Los colombianos llevamos meses escuchando sobre la reforma a la salud, lo bueno y lo malo del sistema actual, y los perjuicios o beneficios de los cambios que se proponen. En esta discusión, uno de los temas que más controversia genera es el rol de las entidades promotoras de salud (EPS). Evaluar si funcionan correctamente sería un atrevimiento de mi parte, ya que estoy lejos de ser experta en la materia, pero como colombiana, beneficiaria del sistema de salud, me siento satisfecha con su servicio. Sin embargo, todo es susceptible de mejorar, y debatir si las EPS hacen su labor correctamente es sano. Lo que no tiene ningún sentido es satanizarlas porque sean empresas privadas. Cuando la ideología controla el debate, peligra el bienestar de los ciudadanos.
El Estado debe garantizar la prestación de los servicios que satisfacen los derechos fundamentales de los colombianos, y debe asegurar que su oferta sea de buena calidad, independientemente de que los prestadores sean públicos o privados. El sector educativo colombiano en sus tres niveles (primera infancia, básica y media, y superior) cuenta con instituciones de los dos tipos. El que mayor cobertura pública tiene es el intermedio, pero, aun así, más o menos el 20 % de los oferentes de ese nivel son privados. Lo interesante es que ideológicamente existe un estigma hacia las instituciones educativas de carácter privado que se vuelven sostenibles económicamente, como si el éxito de un emprendimiento educativo fuera un pecado. Y lo que más llama la atención es que muchas veces son los mismos privados quienes condenan a sus competidores exitosos. El estigma llega a tal grado que, por ejemplo, en el sistema de educación superior, la ley, al no permitir los prestadores privados con lucro, promueve que las instituciones se inventen todo tipo de maromas para poder distribuir dividendos, con el agravante de que además no pagan los impuestos correspondientes a esas ganancias, pues por esa perversa restricción, en teoría, no pueden ser rentables.
En un sistema económico sano, lo público y lo privado deben coexistir, puesto que ambos se benefician de esa convivencia. Los servicios que garantizan derechos fundamentales no deben ser la excepción. Los privados que sobreviven lo logran porque complementan la atención por escasez o por buena calidad, lo que los hace coequiperos. En el sector de la educación, en la medida en que la oferta pública crece, los privados deben competir y eso los lleva a invertir e innovar. Esto favorece no solo a quienes eligen voluntariamente pagar, sino a todo el sistema, puesto que los frutos de esas innovaciones se transfieren a lo público, sea por el personal que rota de un lado al otro o por el intercambio de conocimiento que es común en el sector. Al final, lo que se busca es garantizar el mejor servicio posible a niños y jóvenes del país, con instituciones públicas y privadas que hacen parte de un ecosistema que las obliga a mejorar continuamente.

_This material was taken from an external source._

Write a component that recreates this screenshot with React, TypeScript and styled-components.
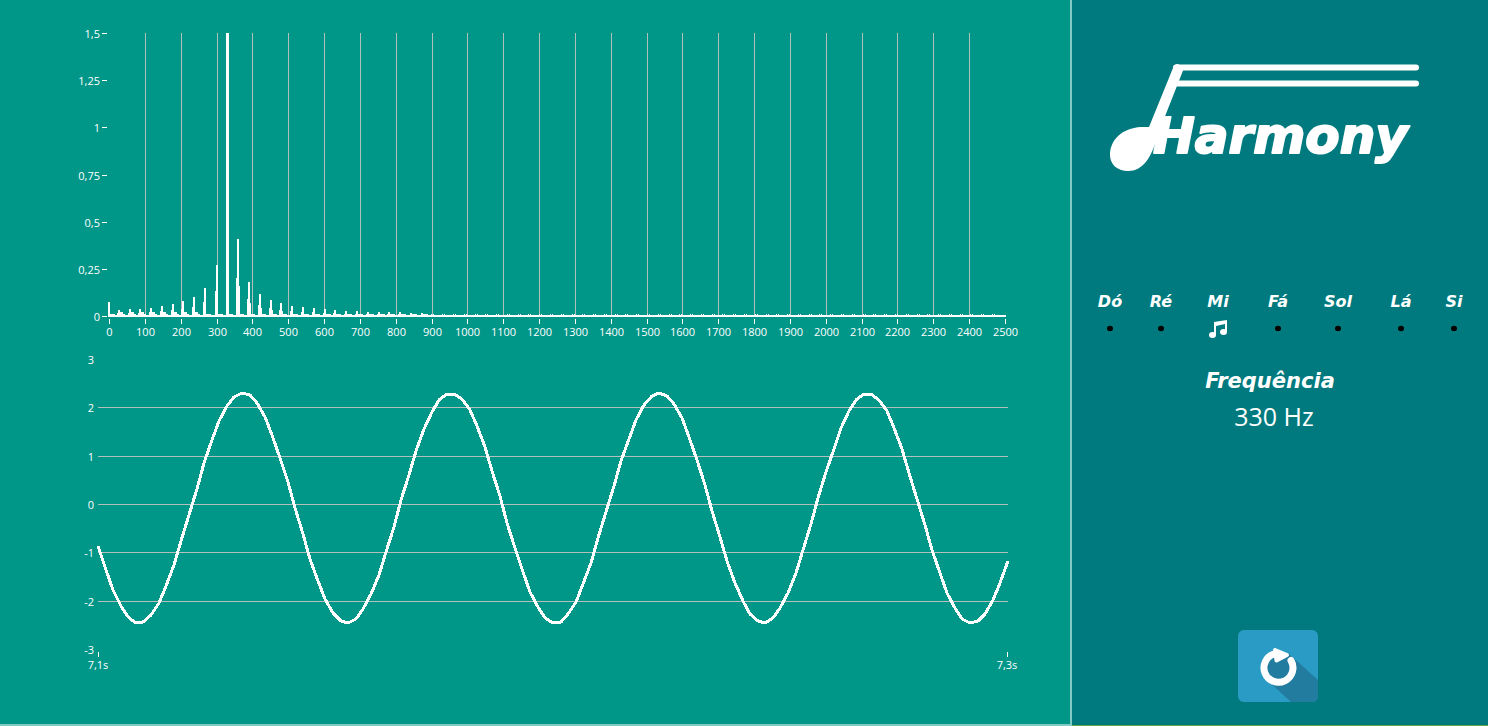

Ojalá la ideología no nos lleve a tomar decisiones que perjudiquen la calidad de los servicios que garanticen a los colombianos sus derechos fundamentales. Ojalá también los prestadores públicos y privados dejen de avergonzarse por ser sostenibles y rentables, pues cuanto más eficientes sean, mejor calidad ofrecerán, y todos los colombianos se verán beneficiados.